◆ SHORT TASK
Pictures do not belong in the copy; transcribe everything else in the records exactly.

◆ ROWS
────────────────────

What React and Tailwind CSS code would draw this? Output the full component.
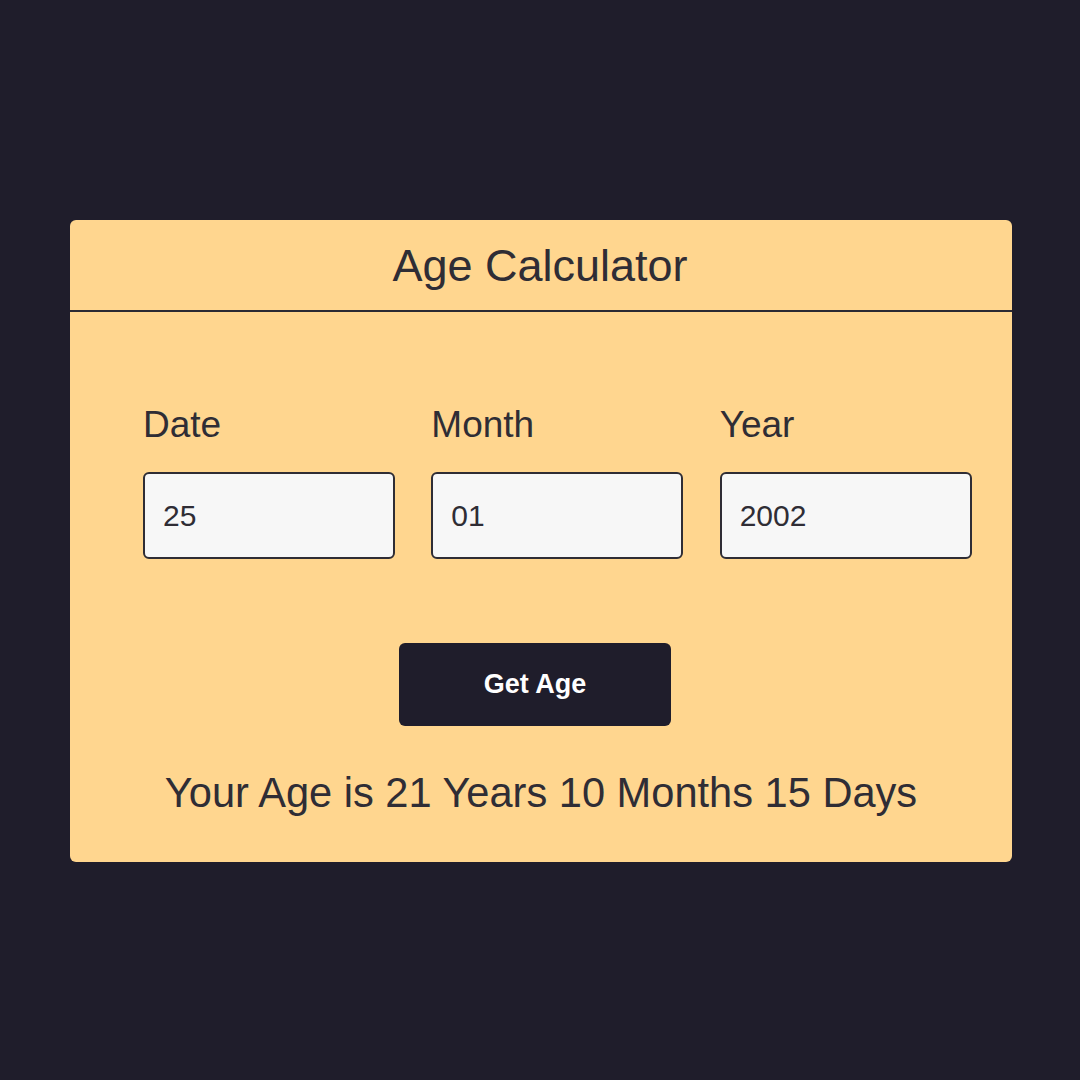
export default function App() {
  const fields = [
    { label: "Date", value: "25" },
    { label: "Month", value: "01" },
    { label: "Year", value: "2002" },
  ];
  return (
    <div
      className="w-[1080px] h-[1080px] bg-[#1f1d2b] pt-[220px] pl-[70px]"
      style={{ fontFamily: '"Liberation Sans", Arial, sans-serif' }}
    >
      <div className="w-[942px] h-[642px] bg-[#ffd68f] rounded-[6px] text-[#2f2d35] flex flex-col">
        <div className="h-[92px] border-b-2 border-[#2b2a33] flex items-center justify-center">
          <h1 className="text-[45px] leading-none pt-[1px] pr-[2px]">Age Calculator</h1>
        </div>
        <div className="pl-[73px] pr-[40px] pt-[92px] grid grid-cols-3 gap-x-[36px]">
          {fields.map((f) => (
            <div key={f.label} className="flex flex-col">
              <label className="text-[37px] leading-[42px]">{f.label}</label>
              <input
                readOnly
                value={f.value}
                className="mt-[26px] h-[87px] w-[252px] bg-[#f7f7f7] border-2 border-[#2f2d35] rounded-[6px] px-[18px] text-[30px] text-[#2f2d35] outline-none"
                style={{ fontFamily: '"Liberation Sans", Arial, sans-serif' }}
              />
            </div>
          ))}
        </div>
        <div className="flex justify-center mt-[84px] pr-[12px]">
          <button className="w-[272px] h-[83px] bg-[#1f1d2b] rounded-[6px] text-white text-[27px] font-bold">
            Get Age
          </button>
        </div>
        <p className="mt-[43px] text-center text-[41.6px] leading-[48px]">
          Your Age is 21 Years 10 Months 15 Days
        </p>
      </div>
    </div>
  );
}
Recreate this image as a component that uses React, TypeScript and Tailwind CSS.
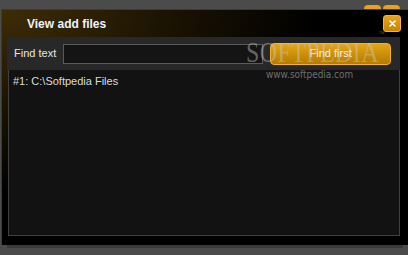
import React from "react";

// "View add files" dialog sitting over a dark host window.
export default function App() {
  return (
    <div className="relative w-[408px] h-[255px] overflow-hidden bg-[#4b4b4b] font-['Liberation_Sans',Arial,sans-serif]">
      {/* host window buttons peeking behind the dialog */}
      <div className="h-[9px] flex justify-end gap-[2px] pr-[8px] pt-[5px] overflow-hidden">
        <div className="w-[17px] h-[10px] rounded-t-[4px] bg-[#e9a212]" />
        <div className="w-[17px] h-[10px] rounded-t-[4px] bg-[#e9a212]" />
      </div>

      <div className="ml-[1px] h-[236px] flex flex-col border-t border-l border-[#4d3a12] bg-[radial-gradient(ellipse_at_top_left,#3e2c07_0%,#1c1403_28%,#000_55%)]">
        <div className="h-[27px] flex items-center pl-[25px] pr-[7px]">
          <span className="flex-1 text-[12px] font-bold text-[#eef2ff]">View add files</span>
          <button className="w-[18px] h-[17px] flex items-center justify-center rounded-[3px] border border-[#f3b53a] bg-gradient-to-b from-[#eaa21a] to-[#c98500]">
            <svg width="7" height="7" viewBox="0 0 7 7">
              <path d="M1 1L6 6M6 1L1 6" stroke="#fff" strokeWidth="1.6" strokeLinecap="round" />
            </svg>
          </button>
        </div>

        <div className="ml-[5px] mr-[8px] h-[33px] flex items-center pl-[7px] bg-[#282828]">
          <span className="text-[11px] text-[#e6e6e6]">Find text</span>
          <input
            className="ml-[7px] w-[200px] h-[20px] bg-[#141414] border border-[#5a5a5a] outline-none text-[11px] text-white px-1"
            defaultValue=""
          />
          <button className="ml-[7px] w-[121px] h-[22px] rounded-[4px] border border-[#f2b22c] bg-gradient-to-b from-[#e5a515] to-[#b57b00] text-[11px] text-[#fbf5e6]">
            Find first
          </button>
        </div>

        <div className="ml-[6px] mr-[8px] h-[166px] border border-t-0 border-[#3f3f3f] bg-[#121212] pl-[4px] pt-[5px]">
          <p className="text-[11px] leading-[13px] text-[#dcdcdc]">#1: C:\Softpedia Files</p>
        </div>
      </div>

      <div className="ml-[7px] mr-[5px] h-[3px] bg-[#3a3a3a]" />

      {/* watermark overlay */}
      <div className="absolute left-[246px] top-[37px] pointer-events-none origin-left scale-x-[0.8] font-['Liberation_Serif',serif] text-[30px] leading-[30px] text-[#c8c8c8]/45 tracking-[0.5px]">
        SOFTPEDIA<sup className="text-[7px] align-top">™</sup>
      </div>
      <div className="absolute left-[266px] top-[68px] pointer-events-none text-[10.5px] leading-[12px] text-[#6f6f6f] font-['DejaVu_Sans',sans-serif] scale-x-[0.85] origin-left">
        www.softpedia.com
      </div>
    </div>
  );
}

────────────────────

◆ THE RESPONSE
What React and Tailwind CSS code would draw this? Output the full component.
export default function App() {
  const fields = [
    { label: "Date", value: "25" },
    { label: "Month", value: "01" },
    { label: "Year", value: "2002" },
  ];
  return (
    <div
      className="w-[1080px] h-[1080px] bg-[#1f1d2b] pt-[220px] pl-[70px]"
      style={{ fontFamily: '"Liberation Sans", Arial, sans-serif' }}
    >
      <div className="w-[942px] h-[642px] bg-[#ffd68f] rounded-[6px] text-[#2f2d35] flex flex-col">
        <div className="h-[92px] border-b-2 border-[#2b2a33] flex items-center justify-center">
          <h1 className="text-[45px] leading-none pt-[1px] pr-[2px]">Age Calculator</h1>
        </div>
        <div className="pl-[73px] pr-[40px] pt-[92px] grid grid-cols-3 gap-x-[36px]">
          {fields.map((f) => (
            <div key={f.label} className="flex flex-col">
              <label className="text-[37px] leading-[42px]">{f.label}</label>
              <input
                readOnly
                value={f.value}
                className="mt-[26px] h-[87px] w-[252px] bg-[#f7f7f7] border-2 border-[#2f2d35] rounded-[6px] px-[18px] text-[30px] text-[#2f2d35] outline-none"
                style={{ fontFamily: '"Liberation Sans", Arial, sans-serif' }}
              />
            </div>
          ))}
        </div>
        <div className="flex justify-center mt-[84px] pr-[12px]">
          <button className="w-[272px] h-[83px] bg-[#1f1d2b] rounded-[6px] text-white text-[27px] font-bold">
            Get Age
          </button>
        </div>
        <p className="mt-[43px] text-center text-[41.6px] leading-[48px]">
          Your Age is 21 Years 10 Months 15 Days
        </p>
      </div>
    </div>
  );
}
Recreate this image as a component that uses React, TypeScript and Tailwind CSS.
import React from "react";

// "View add files" dialog sitting over a dark host window.
export default function App() {
  return (
    <div className="relative w-[408px] h-[255px] overflow-hidden bg-[#4b4b4b] font-['Liberation_Sans',Arial,sans-serif]">
      {/* host window buttons peeking behind the dialog */}
      <div className="h-[9px] flex justify-end gap-[2px] pr-[8px] pt-[5px] overflow-hidden">
        <div className="w-[17px] h-[10px] rounded-t-[4px] bg-[#e9a212]" />
        <div className="w-[17px] h-[10px] rounded-t-[4px] bg-[#e9a212]" />
      </div>

      <div className="ml-[1px] h-[236px] flex flex-col border-t border-l border-[#4d3a12] bg-[radial-gradient(ellipse_at_top_left,#3e2c07_0%,#1c1403_28%,#000_55%)]">
        <div className="h-[27px] flex items-center pl-[25px] pr-[7px]">
          <span className="flex-1 text-[12px] font-bold text-[#eef2ff]">View add files</span>
          <button className="w-[18px] h-[17px] flex items-center justify-center rounded-[3px] border border-[#f3b53a] bg-gradient-to-b from-[#eaa21a] to-[#c98500]">
            <svg width="7" height="7" viewBox="0 0 7 7">
              <path d="M1 1L6 6M6 1L1 6" stroke="#fff" strokeWidth="1.6" strokeLinecap="round" />
            </svg>
          </button>
        </div>

        <div className="ml-[5px] mr-[8px] h-[33px] flex items-center pl-[7px] bg-[#282828]">
          <span className="text-[11px] text-[#e6e6e6]">Find text</span>
          <input
            className="ml-[7px] w-[200px] h-[20px] bg-[#141414] border border-[#5a5a5a] outline-none text-[11px] text-white px-1"
            defaultValue=""
          />
          <button className="ml-[7px] w-[121px] h-[22px] rounded-[4px] border border-[#f2b22c] bg-gradient-to-b from-[#e5a515] to-[#b57b00] text-[11px] text-[#fbf5e6]">
            Find first
          </button>
        </div>

        <div className="ml-[6px] mr-[8px] h-[166px] border border-t-0 border-[#3f3f3f] bg-[#121212] pl-[4px] pt-[5px]">
          <p className="text-[11px] leading-[13px] text-[#dcdcdc]">#1: C:\Softpedia Files</p>
        </div>
      </div>

      <div className="ml-[7px] mr-[5px] h-[3px] bg-[#3a3a3a]" />

      {/* watermark overlay */}
      <div className="absolute left-[246px] top-[37px] pointer-events-none origin-left scale-x-[0.8] font-['Liberation_Serif',serif] text-[30px] leading-[30px] text-[#c8c8c8]/45 tracking-[0.5px]">
        SOFTPEDIA<sup className="text-[7px] align-top">™</sup>
      </div>
      <div className="absolute left-[266px] top-[68px] pointer-events-none text-[10.5px] leading-[12px] text-[#6f6f6f] font-['DejaVu_Sans',sans-serif] scale-x-[0.85] origin-left">
        www.softpedia.com
      </div>
    </div>
  );
}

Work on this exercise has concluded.